Getting On With People Around Us – A Lenten Reflection 2013

Contrary to what we have been told, we have to learn to get on with everyone, no matter what their defects, their ideas, or their peculiarities. We must learn to be the kind of people who are open to others with a capacity for making friends and always ready to understand and forgive. Especially for those who follow Christ, you must not become shut in on yourself without any concern for what is going on around you.
From: In Conversation With God: Daily Meditations Volume III – p.32 Getting On With People Around Us

This is not about being a fool or a sucker. This is about not becoming a hardened person who condemns others and refuses to be around those who are not like-minded. You will be. Be part of a solution – help to heal them as Christ did. Meeting people where they are is so important as is understanding and forgiving. So is drawing your boundaries with love. You do not have to be a push-over or overly sentimental. Showing love is not about throwing away your conscience or intelligence. You do, however, have to be civil, respectful, and looking for the good in others – because we all have some…really! Finally, be cheerful. If someone wants to gossip – change the subject with a smile. If they need an ear – give it with true kindness then refuse to let yourself gossip about it or whine about having to listen to them. Just do not let yourself do that. You will be amazed at what kind of person you become. You will begin to see others more positively because you are consciously looking for the beauty in them.

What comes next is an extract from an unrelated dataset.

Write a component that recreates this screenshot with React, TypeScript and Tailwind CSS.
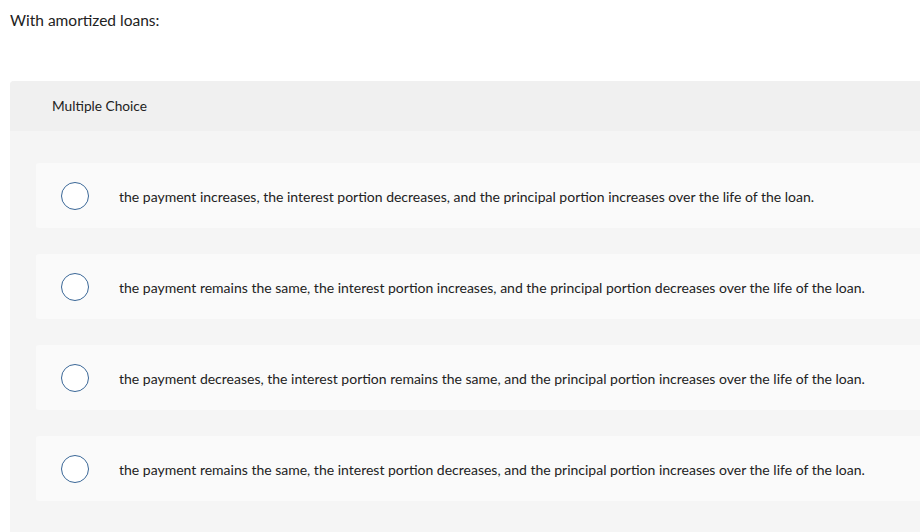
import React from 'react';

const choices = [
  'the payment increases, the interest portion decreases, and the principal portion increases over the life of the loan.',
  'the payment remains the same, the interest portion increases, and the principal portion decreases over the life of the loan.',
  'the payment decreases, the interest portion remains the same, and the principal portion increases over the life of the loan.',
  'the payment remains the same, the interest portion decreases, and the principal portion increases over the life of the loan.',
];

const App: React.FC = () => {
  return (
    <div className="w-[920px] h-[532px] overflow-hidden bg-white text-[#222] font-['Lato','Open_Sans',sans-serif]">
      <div className="pl-[10px] pt-[10px] text-[15.5px] leading-[20px]">With amortized loans:</div>

      <div className="ml-[10px] mt-[51px] w-[960px] rounded-t-[4px] bg-[#f5f5f5] pb-10">
        {/* Header */}
        <div className="h-[50px] flex items-center pl-[42px] pt-[1px] bg-[#f0f0f0] rounded-t-[4px] text-[13.7px]">
          Multiple Choice
        </div>

        {/* Options */}
        <div className="flex flex-col gap-[26px] pt-[32px] pl-[26px]">
          {choices.map((c) => (
            <div key={c} className="h-[65px] flex items-center bg-[#fafafa] rounded-[3px]">
              <span className="ml-[25px] w-[28px] h-[28px] rounded-full border-[1.5px] border-[#3a6797] bg-white shrink-0" />
              <span className="ml-[30px] pt-[2px] text-[14px]">{c}</span>
            </div>
          ))}
        </div>
      </div>
    </div>
  );
};

export default App;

You have to practice though. This cannot be an idea that lives in your head. you must choose to live these virtues out. For Christians, this is living out Christ’s love and when you are not doing it, you are keeping Him locked up in the Church or a nice icon on a cross. A mere symbol.

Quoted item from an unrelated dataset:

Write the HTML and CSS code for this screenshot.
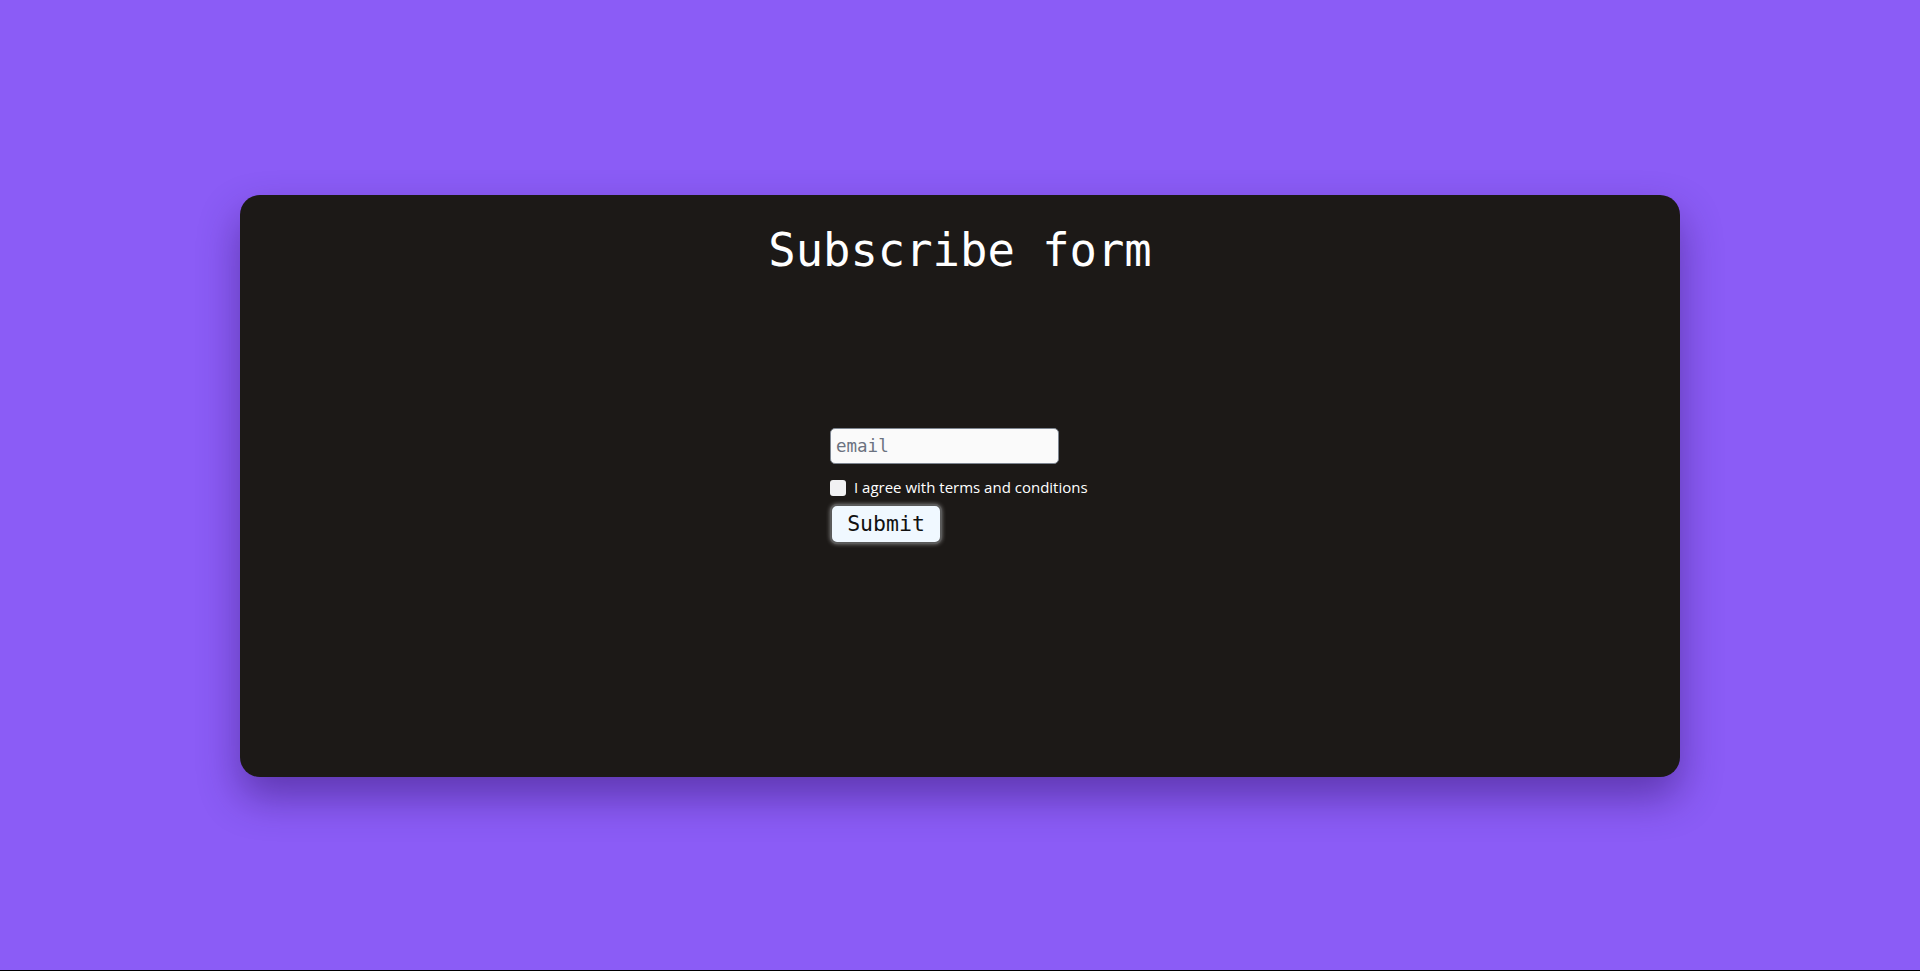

This is Lent – the time to turn away from sin and face Christ head-on. We can joke about ashes or talk about giving up meat but how are you going to turn away from sin. The receipt of ashes is a way to remind us about Christ’s own 40 days in the desert to strengthen him for his upcoming passion. Fasting and abstinence help us stop comforting our sensual self and work on building up our higher self. I suggest we use this Lent to work on civility and getting on with others.

Let’s view each other with warmth, gratitude, respect, friendship, and optimism. Think about viewing those placed in your life around you as friends: parents, co-workers, family, neighbors. This would mean you must make an effort to live out virtues that make friendship possible, i.e. lack of self-interest, understanding, a spirit of cooperation, loyalty. This Lent gives that to the people around you without the need for them to “deserve” it. Just give it freely.

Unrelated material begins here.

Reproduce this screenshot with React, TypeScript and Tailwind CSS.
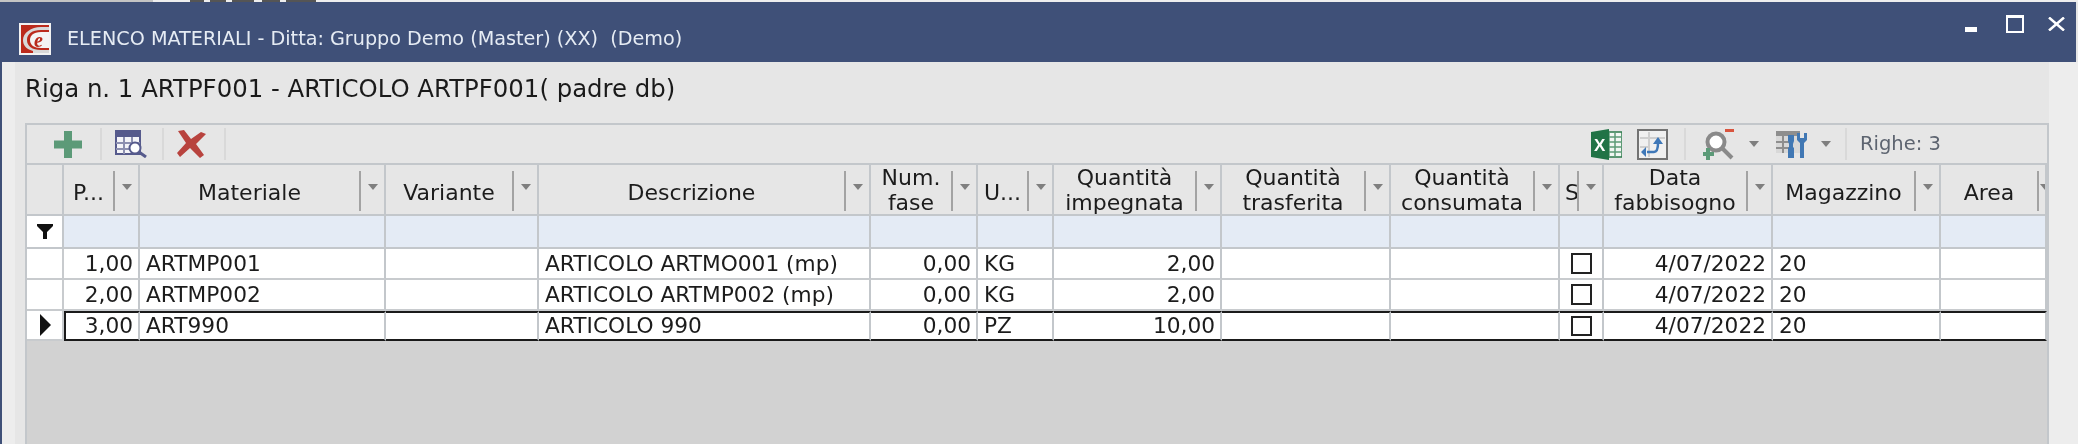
import { ReactNode } from 'react';

const gridCols =
  'grid grid-cols-[37px_76px_246px_153px_332px_107px_76px_168px_169px_169px_44px_169px_168px_106px]';

const headers: string[][] = [
  ['P...'],
  ['Materiale'],
  ['Variante'],
  ['Descrizione'],
  ['Num.', 'fase'],
  ['U...'],
  ['Quantità', 'impegnata'],
  ['Quantità', 'trasferita'],
  ['Quantità', 'consumata'],
  ['S'],
  ['Data', 'fabbisogno'],
  ['Magazzino'],
  ['Area'],
];

const rows = [
  { pos: '1,00', code: 'ARTMP001', desc: 'ARTICOLO ARTMO001 (mp)', um: 'KG', qty: '2,00' },
  { pos: '2,00', code: 'ARTMP002', desc: 'ARTICOLO ARTMP002 (mp)', um: 'KG', qty: '2,00' },
  { pos: '3,00', code: 'ART990', desc: 'ARTICOLO 990', um: 'PZ', qty: '10,00' },
];

function Logo() {
  return (
    <svg width="32" height="32" viewBox="0 0 32 32">
      <rect width="32" height="32" fill="#f2f2f2" />
      <rect x="2" y="2" width="28" height="28" fill="#bb2a1c" />
      <path d="M30 7 H22 C13 7 8 11 8 17 C8 23 13 27 22 27 H30 V30 H14 L14 28 C6 26 4 21 4 17 C4 10 12 4 22 4 H30 Z" fill="#d8d8d8" />
      <path d="M30 9 H22 C14 9 11 13 11 17 C11 22 15 25 22 25 H30 Z" fill="#f4f4f4" />
      <text x="15" y="24" fontSize="20" fontWeight="700" fontStyle="italic" fill="#b92a1c" fontFamily="'Liberation Serif', serif">e</text>
    </svg>
  );
}

function PlusIcon() {
  return (
    <svg width="28" height="27" viewBox="0 0 28 27">
      <path d="M10 0 H18 V9.5 H28 V17.5 H18 V27 H10 V17.5 H0 V9.5 H10 Z" fill="#5c9a78" />
    </svg>
  );
}

function TableSearchIcon() {
  return (
    <svg width="32" height="28" viewBox="0 0 32 28">
      <rect x="1" y="1" width="24" height="23" fill="#f4f4f8" stroke="#565a8c" strokeWidth="2" />
      <rect x="1" y="1" width="24" height="6" fill="#565a8c" />
      <path d="M9 7 V24 M17 7 V20 M1 13 H25 M1 19 H18" stroke="#8d90b0" strokeWidth="2" />
      <circle cx="20" cy="18" r="5.5" fill="#fff" stroke="#565a8c" strokeWidth="2" />
      <path d="M24 22 L31 27" stroke="#565a8c" strokeWidth="3" />
    </svg>
  );
}

function DeleteIcon() {
  return (
    <svg width="30" height="28" viewBox="0 0 30 28">
      <path d="M2 1 L8 0 L15 9 L25 2 L30 4 L20 14 L28 25 L24 28 L14 18 L4 27 L1 23 L10 13 Z" fill="#b8433e" />
    </svg>
  );
}

function ExcelIcon() {
  return (
    <svg width="31" height="31" viewBox="0 0 31 31">
      <rect x="12" y="3" width="19" height="25" fill="#f2f7f3" stroke="#2c7a4b" strokeWidth="1.5" />
      <path d="M18 3 V28 M24 3 V28 M12 8 H31 M12 13 H31 M12 18 H31 M12 23 H31" stroke="#5d9c77" strokeWidth="1.5" />
      <path d="M0 3 L18 0 V31 L0 28 Z" fill="#217346" />
      <text x="3" y="22" fontSize="17" fontWeight="700" fill="#fff" fontFamily="'Liberation Sans', sans-serif">X</text>
    </svg>
  );
}

function ExportIcon() {
  return (
    <svg width="31" height="31" viewBox="0 0 31 31">
      <rect x="1" y="1" width="29" height="29" fill="#f0f0f0" stroke="#737373" strokeWidth="2" />
      <path d="M3 9 H28 M12 3 V28 M3 18 H12" stroke="#cfcfcf" strokeWidth="2" />
      <path d="M10 23 H17 C20 23 21 20 21 14" fill="none" stroke="#3f78b8" strokeWidth="2.5" />
      <path d="M21 8 L26 15 H16 Z M9 18 L9 28 L4 23 Z" fill="#3f78b8" />
    </svg>
  );
}

function ZoomIcon() {
  return (
    <svg width="31" height="31" viewBox="0 0 31 31">
      <circle cx="13" cy="13" r="8.5" fill="#fff" stroke="#8a8a8a" strokeWidth="4" />
      <path d="M19 19 L29 29" stroke="#8a8a8a" strokeWidth="4" />
      <rect x="22" y="0" width="9" height="3" fill="#d9553f" />
      <path d="M3 19 H7 V23 H11 V27 H7 V31 H3 V27 H-1 V23 H3 Z" fill="#5c9a78" />
    </svg>
  );
}

function ToolsIcon() {
  return (
    <svg width="32" height="27" viewBox="0 0 32 27">
      <rect x="0" y="0" width="24" height="22" fill="#d8d8d8" />
      <rect x="0" y="0" width="24" height="5" fill="#8e8e8e" />
      <path d="M7 5 V22 M0 11 H14 M0 17 H14" stroke="#8e8e8e" strokeWidth="2" />
      <path d="M12 4 H18 V10 L17 13 V16 L18 17 V27 H12 V17 L13 16 V13 L12 10 Z" fill="#4178b4" />
      <path d="M21 2 L24 2 V7 H28 V2 L31 2 V9 L28 12 V27 H24 V12 L21 9 Z" fill="#4178b4" />
    </svg>
  );
}

function Caret() {
  return <div className="h-0 w-0 border-x-[5px] border-t-[6px] border-x-transparent border-t-[#7f7f7f]" />;
}

function Separator({ className }: { className: string }) {
  return <div className={`h-[32px] w-[2px] shrink-0 bg-[#d9d9d9] ${className}`} />;
}

function HeaderCell({ lines }: { lines: string[] }) {
  const clipped = lines[0] === 'S';
  const last = lines[0] === 'Area';
  const twoLines = lines.length > 1;
  return (
    <div className="flex h-full items-start overflow-hidden border-r-2 border-b-2 border-[#c3c7cb] bg-[#e6e6e6] text-[22px] leading-[25px] text-[#1c1c1c]">
      <div className={`flex h-full min-w-0 flex-1 flex-col justify-center ${twoLines ? 'pt-0' : 'pt-[5px]'} ${clipped ? 'items-start pl-[5px]' : 'items-center'}`}>
        {lines.map((line) => (
          <span key={line} className="whitespace-nowrap">{line}</span>
        ))}
      </div>
      <div className="mt-[6px] h-[40px] w-[2px] shrink-0 bg-[#a3a3a3]" />
      <div className={`flex h-[48px] shrink-0 items-center justify-center ${last ? 'w-[3px] overflow-hidden pl-[6px]' : 'w-[23px]'}`}>
        <div className="-mt-[4px]"><Caret /></div>
      </div>
    </div>
  );
}

function Cell({ children, align = 'left', active }: { children?: ReactNode; align?: 'left' | 'right' | 'center'; active: boolean }) {
  const alignClass =
    align === 'right' ? 'justify-end pr-[5px]' : align === 'center' ? 'justify-center' : 'justify-start pl-[6px]';
  const borderClass = active
    ? 'border-y-2 border-y-[#1a1a1a] border-r-[#c3c7cb]'
    : 'border-b-2 border-b-[#c8cbce] border-r-[#c3c7cb]';
  return (
    <div className={`flex min-h-0 items-center overflow-hidden whitespace-nowrap border-r-2 bg-white text-[21.7px] leading-[24px] text-[#1c1c1c] ${alignClass} ${borderClass}`}>
      {children}
    </div>
  );
}

export default function App() {
  return (
    <div className="h-[444px] w-[2078px] overflow-hidden bg-[#ececec] font-['DejaVu_Sans',sans-serif] blur-[0.5px]">
      {/* lembo della finestra sotto */}
      <div className="flex h-[2px] bg-[#eeeeee]">
        <div className="w-[153px] bg-[#c4c4c4]" />
        <div className="ml-[37px] w-[14px] bg-[#555555]" />
        <div className="ml-[6px] w-[16px] bg-[#555555]" />
        <div className="ml-[6px] w-[22px] bg-[#555555]" />
        <div className="ml-[8px] w-[18px] bg-[#555555]" />
        <div className="ml-[6px] w-[30px] bg-[#555555]" />
      </div>

      <div className="flex h-[60px] items-stretch border-r-2 border-[#e6e6e6] bg-[#3f5078]">
        <div className="flex flex-1 items-center pl-[19px] pt-[14px]">
          <Logo />
          <span className="ml-[16px] whitespace-pre text-[19.2px] text-[#e6ecf4]">
            ELENCO MATERIALI - Ditta: Gruppo Demo (Master) (XX)  (Demo)
          </span>
        </div>
        <div className="flex items-start pr-[11px] pt-[13px]">
          <div className="mt-[12px] h-[5px] w-[12px] bg-white" />
          <div className="ml-[29px] h-[18px] w-[18px] border-2 border-t-[3px] border-white" />
          <svg className="ml-[24px] mt-[2px]" width="17" height="14" viewBox="0 0 17 14">
            <path d="M1 0.5 L16 13.5 M16 0.5 L1 13.5" stroke="#fff" strokeWidth="2.5" />
          </svg>
        </div>
      </div>

      <div className="flex h-[382px] border-l-2 border-[#3f5078] bg-[#e6e6e6]">
        <div className="w-[13px] shrink-0 bg-[#ededed]" />
        <div className="flex w-[2034px] shrink-0 flex-col pl-[10px]">
          <div className="flex h-[61px] shrink-0 items-center pb-[6px] text-[24.4px] text-[#1a1a1a]">
            Riga n. 1 ARTPF001 - ARTICOLO ARTPF001( padre db)
          </div>

          <div className="flex min-h-0 flex-1 flex-col border-x-2 border-t-2 border-[#c3c7cb] bg-[#d2d2d2]">
            <div className="flex h-[40px] shrink-0 items-center border-b-2 border-[#c3c7cb] bg-[#e6e6e6]">
              <div className="ml-[27px]"><PlusIcon /></div>
              <Separator className="ml-[18px]" />
              <div className="ml-[13px]"><TableSearchIcon /></div>
              <Separator className="ml-[15px]" />
              <div className="ml-[12px]"><DeleteIcon /></div>
              <Separator className="ml-[18px]" />
              <div className="ml-[1365px]"><ExcelIcon /></div>
              <div className="ml-[15px]"><ExportIcon /></div>
              <Separator className="ml-[16px]" />
              <div className="ml-[17px]"><ZoomIcon /></div>
              <div className="ml-[15px]"><Caret /></div>
              <div className="ml-[17px]"><ToolsIcon /></div>
              <div className="ml-[13px]"><Caret /></div>
              <Separator className="ml-[14px]" />
              <span className="ml-[13px] text-[19.5px] text-[#5d6470]">Righe: 3</span>
            </div>

            <div className={`${gridCols} h-[51px] shrink-0`}>
              <div className="border-r-2 border-b-2 border-[#c3c7cb] bg-[#e6e6e6]" />
              {headers.map((lines, i) => (
                <HeaderCell key={i} lines={lines} />
              ))}
            </div>

            <div className={`${gridCols} h-[33px] shrink-0`}>
              <div className="flex items-center justify-center border-r-2 border-b-2 border-[#c3c7cb] bg-white">
                <svg width="16" height="15" viewBox="0 0 16 15">
                  <path d="M0 0 H16 V2 L10 8 V15 H6 V8 L0 2 Z" fill="#111" />
                </svg>
              </div>
              {headers.map((_, i) => (
                <div key={i} className="border-r-2 border-b-2 border-[#c3c7cb] bg-[#e4ebf5]" />
              ))}
            </div>

            {rows.map((row, index) => {
              const active = index === 2;
              return (
                <div key={row.code} className={`${gridCols} ${active ? 'h-[30px]' : 'h-[31px]'} shrink-0`}>
                  <div className="flex items-center justify-center border-r-2 border-b-2 border-[#c8cbce] bg-white pl-[2px]">
                    {active && <div className="h-0 w-0 border-y-[11px] border-l-[11px] border-y-transparent border-l-[#111111]" />}
                  </div>
                  <div className={active ? 'flex border-l-2 border-[#1a1a1a]' : 'flex'}>
                    <div className="grid flex-1"><Cell align="right" active={active}>{row.pos}</Cell></div>
                  </div>
                  <Cell active={active}>{row.code}</Cell>
                  <Cell active={active} />
                  <Cell active={active}>{row.desc}</Cell>
                  <Cell align="right" active={active}>0,00</Cell>
                  <Cell active={active}>{row.um}</Cell>
                  <Cell align="right" active={active}>{row.qty}</Cell>
                  <Cell active={active} />
                  <Cell active={active} />
                  <Cell align="center" active={active}>
                    <div className={`${active ? 'h-[20px]' : 'h-[21px]'} w-[21px] border-2 border-[#222222]`} />
                  </Cell>
                  <Cell align="right" active={active}>4/07/2022</Cell>
                  <Cell active={active}>20</Cell>
                  <Cell active={active} />
                </div>
              );
            })}
          </div>
        </div>
        <div className="flex-1 bg-[#ededed]" />
      </div>
    </div>
  );
}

Be happy for others and cheerful around them no matter what you feel. Your feelings are what you are “giving up.” Refuse to be that person who swears at someone who cuts you off. It just happened to me yesterday. I was shaking my finger at him right after he pulled dangerously out in front of me and in response he veered intentionally back into my lane again. And you know what, this time I was successful in pushing that anxiety and anger away. I slowed down, stopped thinking about it, forced a smile, and prayed for his safety on the road. It wasn’t easy but I did it and no, I did not get some immediate gratification or reward for it. Nothing but effort to let it go. But I know from my own dedication to living a life in Christ that continued practice of this kind of virtue has changed me – in a big way. And that I must do it more…

Being open to others in this way leads us to understand others more. When we understand others we become more accepting of both their virtues and their flaws. This opens up the other and gives him permission to release that goodness he possesses deep in his heart. It also releases him enough to allow himself to be helped because he knows he is not being condemned. Closely aligned to understanding is forgiving. Being able to forgive is necessary otherwise at the slightest upset our charity turns cold and we distance ourselves from others. You must be able to forgive because we humans need it so much.

For me, Christ is my example of love because God is love. He gave us His Son who came to earth imprisoned in the womb of a woman to be born both man and divine. At the same time he ate, drank, laughed, caroused, made and enjoyed friends, got tired, was tempted, felt physical and emotional pain, He also did what no other has done, He died on the cross to save us only to rise again in three days. His mission was fulfilled. He was obedient and above all, demonstrated love for us. We as His followers must imitate His love and Lent is the time to start anew, washing ourselves in His passion and His resurrection.